Una solo volta il San Lorenzo non ha indossato in partita la maglia mariana, e fu la domenica successiva all’elezione di Bergoglio al pontificato. Allora la squadra scese in campo contro il Colón, della provincia di Santa Fe, portando sul petto il volto del Papa; per farlo aveva domandato il permesso alla Federazione calcistica argentina, e questa aveva autorizzato in via del tutto eccezionale perché giammai la Fifa permette che le squadre indossino maglie con immagini politiche o religiose. Ovviamente il San Lorenzo vinse, ma quella maglia nessuno la potrà più portare: dei 30 pezzi allora confezionati, uno è stato donato proprio alla cappella della squadra, un altro alla squadra stessa e i rimanenti sono stati vendute per beneficienza perché così ha voluto il Papa tifoso.

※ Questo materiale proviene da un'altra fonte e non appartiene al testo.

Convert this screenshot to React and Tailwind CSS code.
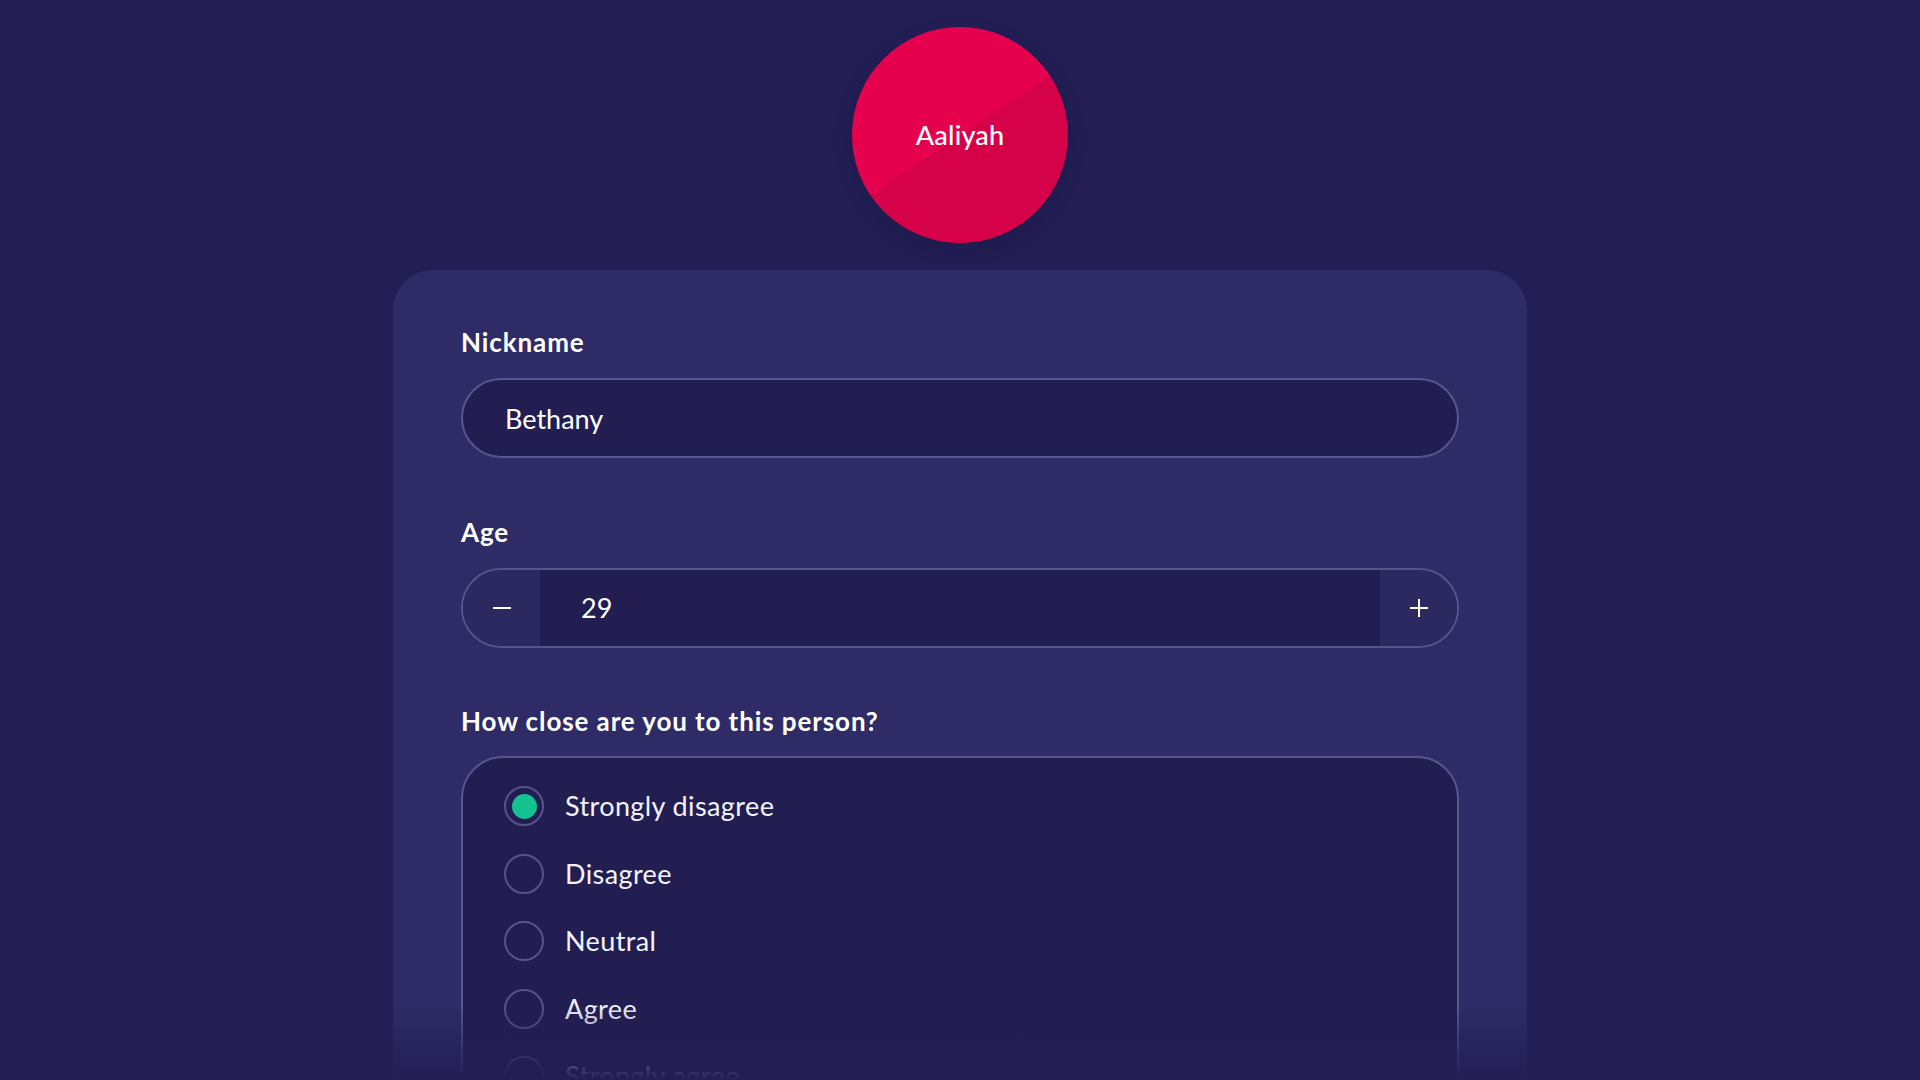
import { useState } from 'react'

const options = ['Strongly disagree', 'Disagree', 'Neutral', 'Agree', 'Strongly agree']

export default function App() {
  const [nickname, setNickname] = useState('Bethany')
  const [age, setAge] = useState(29)
  const [closeness, setCloseness] = useState(0)

  return (
    <div className="relative h-screen overflow-hidden bg-[#231f55] font-['Lato',sans-serif] text-white">
      <div className="flex flex-col items-center">
        <div className="mt-[27px] flex h-[216px] w-[216px] items-center justify-center rounded-full bg-[linear-gradient(146deg,#e6014f_50%,#d5024a_50%)] shadow-[0_6px_18px_rgba(10,8,40,0.2)]">
          <span className="text-[27px] font-medium tracking-[0.2px]">Aaliyah</span>
        </div>

        <div className="mt-[27px] w-[1134px] rounded-[40px] bg-[#2e2b66] px-[68px] pt-[57px] pb-[80px]">
          <label className="mb-[21px] block text-[26px] leading-[30px] font-bold tracking-[0.9px]">Nickname</label>
          <input
            value={nickname}
            onChange={(e) => setNickname(e.target.value)}
            className="block h-[80px] w-full rounded-full border-2 border-[#58558d] bg-[#221e52] px-[42px] text-[27px] text-white outline-none"
          />

          <label className="mt-[59px] mb-[21px] block text-[26px] leading-[30px] font-bold tracking-[0.9px]">Age</label>
          <div className="flex h-[80px] w-full overflow-hidden rounded-full border-2 border-[#58558d] bg-[#221e52]">
            <button
              onClick={() => setAge(age - 1)}
              className="flex w-[77px] items-center justify-center bg-[#2c2960]"
            >
              <span className="h-[2px] w-[18px] bg-white" />
            </button>
            <div className="flex flex-1 items-center pl-[41px] text-[27px]">{age}</div>
            <button
              onClick={() => setAge(age + 1)}
              className="relative flex w-[77px] items-center justify-center bg-[#2c2960]"
            >
              <span className="absolute h-[2px] w-[18px] bg-white" />
              <span className="absolute h-[18px] w-[2px] bg-white" />
            </button>
          </div>

          <label className="mt-[58px] mb-[20px] block text-[26px] leading-[30px] font-bold tracking-[0.9px]">
            How close are you to this person?
          </label>
          <div className="flex flex-col gap-[27px] rounded-[42px] border-2 border-[#58558d] bg-[#221e52] px-[41px] pt-[28px] pb-[30px]">
            {options.map((opt, i) => (
              <button key={opt} onClick={() => setCloseness(i)} className="flex items-center gap-[21px] text-left">
                <span className="flex h-[40px] w-[40px] items-center justify-center rounded-full border-2 border-[#57548b]">
                  {closeness === i && <span className="h-[25px] w-[25px] rounded-full bg-[#13c28f]" />}
                </span>
                <span className="text-[27px] tracking-[0.4px] text-[#f4f3fb]">{opt}</span>
              </button>
            ))}
          </div>
        </div>
      </div>

      <div className="pointer-events-none absolute inset-x-0 bottom-0 h-[75px] bg-gradient-to-b from-[#231f5500] to-[#231f55]" />
    </div>
  )
}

La squadra “papalina” del San Lorenzo sarebbe nulla senza il suo buon fondatore ieri e senza la sua cappella oggi, la quale ci riserva un’ultima storia. I soldi per costruirla sono stati interamente donati da un vip americano di origini danesi che ha trascorso la fanciullezza a Buenos Aires diventando così, e restando, un grande fan del San Lorenzo. È Viggo Mortensen, l’attore (e compositore, e scrittore, e fotografo, ed editore) reso celebre dall’interpretazione dell’eroico re Aragorn nella trilogia cinematografica de Il Signore degli Anelli (che non conosceva prima del film, e che gli ha alquanto scombussolato, in positivo, la vita). Mortensen è stato cresciuto da luterano, si esprime che pare un panteista ambientalista, ma i soldi per la cappellina cattolica di quella squadra davvero di un altro mondo li ha voluti versare di tasca propria, entusiasta, fino all’ultimo, peso.